Exceptionnellement bien préservée, la structure a été découverte sur le site préhistorique des chutes de Kalambo dans l’actuelle Zambie, et date d’au moins 476.000 ans, avant l’apparition supposée de notre propre espèce, Homo sapiens.

Elle consiste en deux rondins emboîtés, reliés transversalement par une entaille pratiquée intentionnellement afin de construire une structure, probablement la fondation d’une plate-forme surélevée, d’un passage ou d’un habitat, selon l’étude publiée dans Nature. Une collection d’outils en bois, dont un bâton de fouille, a également été mise au jour sur le site. L’utilisation du bois par l’homme à des âges aussi anciens avait déjà déjà prouvée, mais pour un usage limité : faire du feu, ou tailler en pointe des bâtons pour la chasse ou la cueillette.

La plus ancienne structure en bois connue à ce jour remonte, elle, à seulement 9000 ans, précise à l’AFP Larry Barham, professeur à l’Université britannique de Liverpool, premier auteur de l’étude. L’archéologue ne s’attendait pas à trouver un tel trésor en fouillant le site préhistorique de Kalambo, situé au bord sur la rivière du même nom, au-dessus de chutes d’eau hautes de 235 mètres.

Une découverte rare

« Il est rare de trouver du bois dans des sites aussi anciens car généralement il pourrit et disparaît. Mais aux chutes de Kalambo, des niveaux d’eau élevés en permanence l’ont préservé », expliquent les auteurs dans un communiqué.

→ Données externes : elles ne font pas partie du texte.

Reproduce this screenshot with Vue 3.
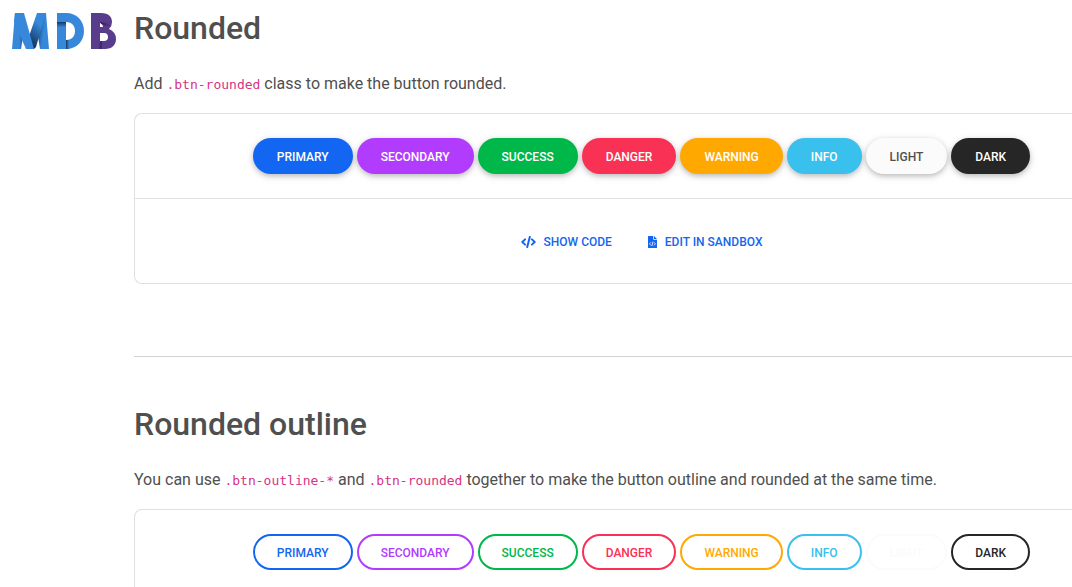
<template>
    <div class="page">
        <aside class="sidebar">
            <a href="#" class="sidebar__logo" aria-label="MDB">
                <svg viewBox="0 0 105 38" width="105" height="38" aria-hidden="true">
                    <defs>
                        <linearGradient id="leg-left" x1="0" y1="0" x2="1" y2="0">
                            <stop offset="0.55" stop-color="#3788db" />
                            <stop offset="1" stop-color="#123a63" />
                        </linearGradient>
                        <linearGradient id="diagonal" x1="0.8" y1="0" x2="0.3" y2="1">
                            <stop offset="0.3" stop-color="#3788db" />
                            <stop offset="1" stop-color="#0c2a49" />
                        </linearGradient>
                        <linearGradient id="leg-right" x1="0" y1="0.3" x2="1" y2="0.7">
                            <stop offset="0.1" stop-color="#15416e" />
                            <stop offset="0.6" stop-color="#3788db" />
                        </linearGradient>
                        <linearGradient id="bar" x1="0" y1="0.25" x2="0" y2="1">
                            <stop offset="0" stop-color="#123a63" />
                            <stop offset="0.2" stop-color="#3788db" />
                        </linearGradient>
                        <linearGradient id="bar-end" x1="0" y1="0" x2="1" y2="0">
                            <stop offset="0" stop-color="#123a63" />
                            <stop offset="1" stop-color="#3788db" />
                        </linearGradient>
                        <linearGradient id="b-fold" x1="0" y1="0" x2="1" y2="0">
                            <stop offset="0" stop-color="#2f1d4f" />
                            <stop offset="1" stop-color="#593d8c" />
                        </linearGradient>
                    </defs>
                    <path d="M3 1L13 12L9 37H0Z" fill="url(#leg-left)" />
                    <path d="M26 1H34L37 37H28L24 12Z" fill="url(#leg-right)" />
                    <path d="M25 1H34L24 35L22 37H15L14 33Z" fill="url(#diagonal)" />
                    <path d="M3 1H12L22 37H14L2 10Z" fill="#3788db" />
                    <path d="M45 1H54V37H45Z" fill="url(#bar)" />
                    <path d="M45 1H54C65 1 72 9 72 19S65 37 54 37V28C59 28 63 25 63 19S59 10 54 10H45Z" fill="#3788db" />
                    <path d="M54 28H57V37H54Z" fill="url(#bar-end)" />
                    <path
                        d="M79 1H89C97 1 100 5 100 10Q100 14 97 17Q104 20 104 27C104 33 100 37 93 37H79ZM88 11V15H91L90 11ZM88 21V29H92Q96 29 96 25T92 21Z"
                        fill="#593d8c"
                        fill-rule="evenodd"
                    />
                    <path d="M88 10Q93 10 99 13L97 15L89 12Z" fill="url(#b-fold)" />
                    <path d="M88 29H90V37H87Z" fill="#41296b" />
                </svg>
            </a>
        </aside>

        <main class="content">
            <section class="example">
                <h2 class="example__title">Rounded</h2>
                <p class="example__text">
                    Add <code>.btn-rounded</code> class to make the button rounded.
                </p>

                <div class="card">
                    <div class="card__row">
                        <button
                            v-for="color in colors"
                            :key="color"
                            type="button"
                            class="btn btn--solid"
                            :class="'btn--' + color"
                        >
                            {{ color }}
                        </button>
                    </div>
                    <div class="card__row card__row--actions">
                        <button type="button" class="btn btn--link">
                            <svg class="icon-code" viewBox="0 0 640 512" aria-hidden="true">
                                <path
                                    d="M375 40L265 472M175 145L55 256L175 367M465 145L585 256L465 367"
                                    fill="none"
                                    stroke="currentColor"
                                    stroke-width="84"
                                    stroke-linecap="round"
                                    stroke-linejoin="round"
                                />
                            </svg>
                            Show code
                        </button>
                        <button type="button" class="btn btn--link">
                            <svg class="icon-file" viewBox="0 0 384 512" aria-hidden="true">
                                <path
                                    d="M24 0H224V136Q224 160 248 160H384V488Q384 512 360 512H24Q0 512 0 488V24Q0 0 24 0ZM256 0L384 128H256Z"
                                    fill="currentColor"
                                />
                                <path
                                    d="M125 270L65 335L125 400M255 270L315 335L255 400M215 240L165 430"
                                    fill="none"
                                    stroke="#ffffff"
                                    stroke-width="34"
                                />
                            </svg>
                            Edit in sandbox
                        </button>
                    </div>
                </div>
            </section>

            <hr class="divider">

            <section class="example">
                <h2 class="example__title">Rounded outline</h2>
                <p class="example__text">
                    You can use <code>.btn-outline-*</code> and <code>.btn-rounded</code> together to make the button outline and rounded at the same time.
                </p>

                <div class="card">
                    <div class="card__row">
                        <button
                            v-for="color in colors"
                            :key="color"
                            type="button"
                            class="btn btn--outline"
                            :class="'btn--' + color"
                        >
                            {{ color }}
                        </button>
                    </div>
                </div>
            </section>
        </main>
    </div>
</template>

<script setup>
const colors = [
    'primary',
    'secondary',
    'success',
    'danger',
    'warning',
    'info',
    'light',
    'dark',
];
</script>

<style>
body {
    margin: 0;
    background: #ffffff;
}
</style>

<style scoped>
.page {
    display: flex;
    color: #4f4f4f;
    font-family: Roboto, "Liberation Sans", sans-serif;
    font-size: 16px;
    line-height: 26px;
}

.sidebar {
    flex: 0 0 134px;
}

.sidebar__logo {
    display: block;
    padding: 12px 0 0 12px;
}

.sidebar__logo svg {
    display: block;
}

.content {
    flex: 1;
    min-width: 0;
    padding-top: 9px;
}

.example__title {
    margin: 0 0 23px;
    font-size: 32px;
    font-weight: 500;
    line-height: 39px;
}

.example__text {
    margin: 0 0 15px;
}

.example__text code {
    color: #d63384;
    font-family: "DejaVu Sans Mono", monospace;
    font-size: 13px;
}

.card {
    border: 1px solid #e0e0e0;
    border-right: 0;
    border-radius: 8px 0 0 8px;
}

.card__row {
    display: flex;
    justify-content: center;
    gap: 4px;
    padding: 24px 24px 24px 100px;
}

.card__row--actions {
    border-top: 1px solid #e0e0e0;
}

.divider {
    height: 1px;
    margin: 72px 0 48px;
    border: 0;
    background: #d3d3d3;
}

.btn {
    padding: 10px 24px 8px;
    border: 0;
    border-radius: 18px;
    background: transparent;
    color: var(--color);
    font-family: inherit;
    font-size: 12px;
    font-weight: 500;
    line-height: 18px;
    text-transform: uppercase;
    cursor: pointer;
}

.btn--solid {
    background: var(--color);
    color: #ffffff;
    box-shadow: 0 2px 5px rgba(0, 0, 0, 0.2), 0 2px 10px rgba(0, 0, 0, 0.1);
}

.btn--outline {
    padding: 8px 22px 6px;
    border: 2px solid var(--color);
}

.btn--link {
    display: flex;
    align-items: center;
    gap: 8px;
    padding: 10px 16px 8px;
    color: #1266f1;
}

.icon-code {
    width: 15px;
    height: 12px;
}

.icon-file {
    width: 9px;
    height: 12px;
}

.btn--primary {
    --color: #1266f1;
}

.btn--secondary {
    --color: #b23cfd;
}

.btn--success {
    --color: #00b74a;
}

.btn--danger {
    --color: #f93154;
}

.btn--warning {
    --color: #ffa900;
}

.btn--info {
    --color: #39c0ed;
}

.btn--light {
    --color: #fbfbfb;
}

.btn--solid.btn--light {
    color: #4f4f4f;
}

.btn--dark {
    --color: #262626;
}
</style>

Dans les années 1950 et 1960, de premières fouilles avaient déjà livré des morceaux de bois, sans possibilité de les dater. Les nouvelles pièces, découvertes en 2019, ont livré leur âge avec la datation par luminescence des dépôts entourant les objets – la méthode permet de déterminer quand ils ont été exposés pour la dernière fois à la lumière du Soleil avant d’être enfouis, détaille le professeur Geoff Duller de l’Université d’Aberystwyth au Pays de Galles, co-auteur.

Verdict : les dépôts ont au moins 476.000 ans, « ce qui prouve que ce site est beaucoup plus ancien qu’on ne le pensait », souligne le scientifique. Et qu’il a été occupé bien avant Homo sapiens, dont les plus anciens fossiles remontent à environ 300.000 ans.

Les recherches n’ont pas pu déterminer quelle lignée humaine était à l’œuvre, mais le Pr Barham n’exclut pas d’avoir affaire à Homo heidelbergensis, une espèce éteinte qui a vécu entre environ 700.000 et 220.000 ans avant notre ère. Car à part le fossile d’un crâne d’Homo heidelbergensis, découvert en Zambie dans les années 1920, « il n’y a pas d’autre homininé connu dans la région ».

De quoi changer notre vision sur ces ancêtres

La découverte a, quoiqu’il en soit, « changé sa vision » de ces ancêtres. « Ils ont utilisé leur intelligence pour transformer leur environnement et se faciliter la vie, ne serait-ce qu’en fabriquant une plate-forme pour s’asseoir en bord de rivière », décrypte l’archéologue. Et réussi à fabriquer « quelque chose qu’ils n’avaient jamais vu auparavant » : contrairement à la taille d’un bâton, facilement observable et imitable, la création de deux pièces en vue de leur assemblage montre selon lui des facultés d’abstraction.

« Le fait qu’ils aient pu travailler le bois à grande échelle suppose des capacités cognitives comme la planification, la visualisation du produit fini avant sa conception, le déplacement des objets mentalement dans l’espace », observe la préhistorienne Sophie Archambault de Beaune, professeure à l’Université Jean Moulin Lyon 3, qui n’a pas participé aux travaux. « Ces capacités étaient déjà supposées à partir de l’étude des outils en pierre taillée », courants dans ces temps reculés, souligne néanmoins la chercheuse interrogée par l’AFP.

Selon les auteurs de l’étude, la structure était propice à « une occupation durable », ce qui « remet en question l’idée selon laquelle ces premiers hommes étaient nomades ». « Aux chutes de Kalambo, ils disposaient non seulement d’une source d’eau pérenne, mais la forêt qui les entourait leur fournissait suffisamment de nourriture pour leur permettre de se sédentariser et de construire des structures », avancent-ils. Une hypothèse qui reste à prouver, car il pouvait aussi bien s’agir « d’installations saisonnières », commente Sophie Archambault de Beaune.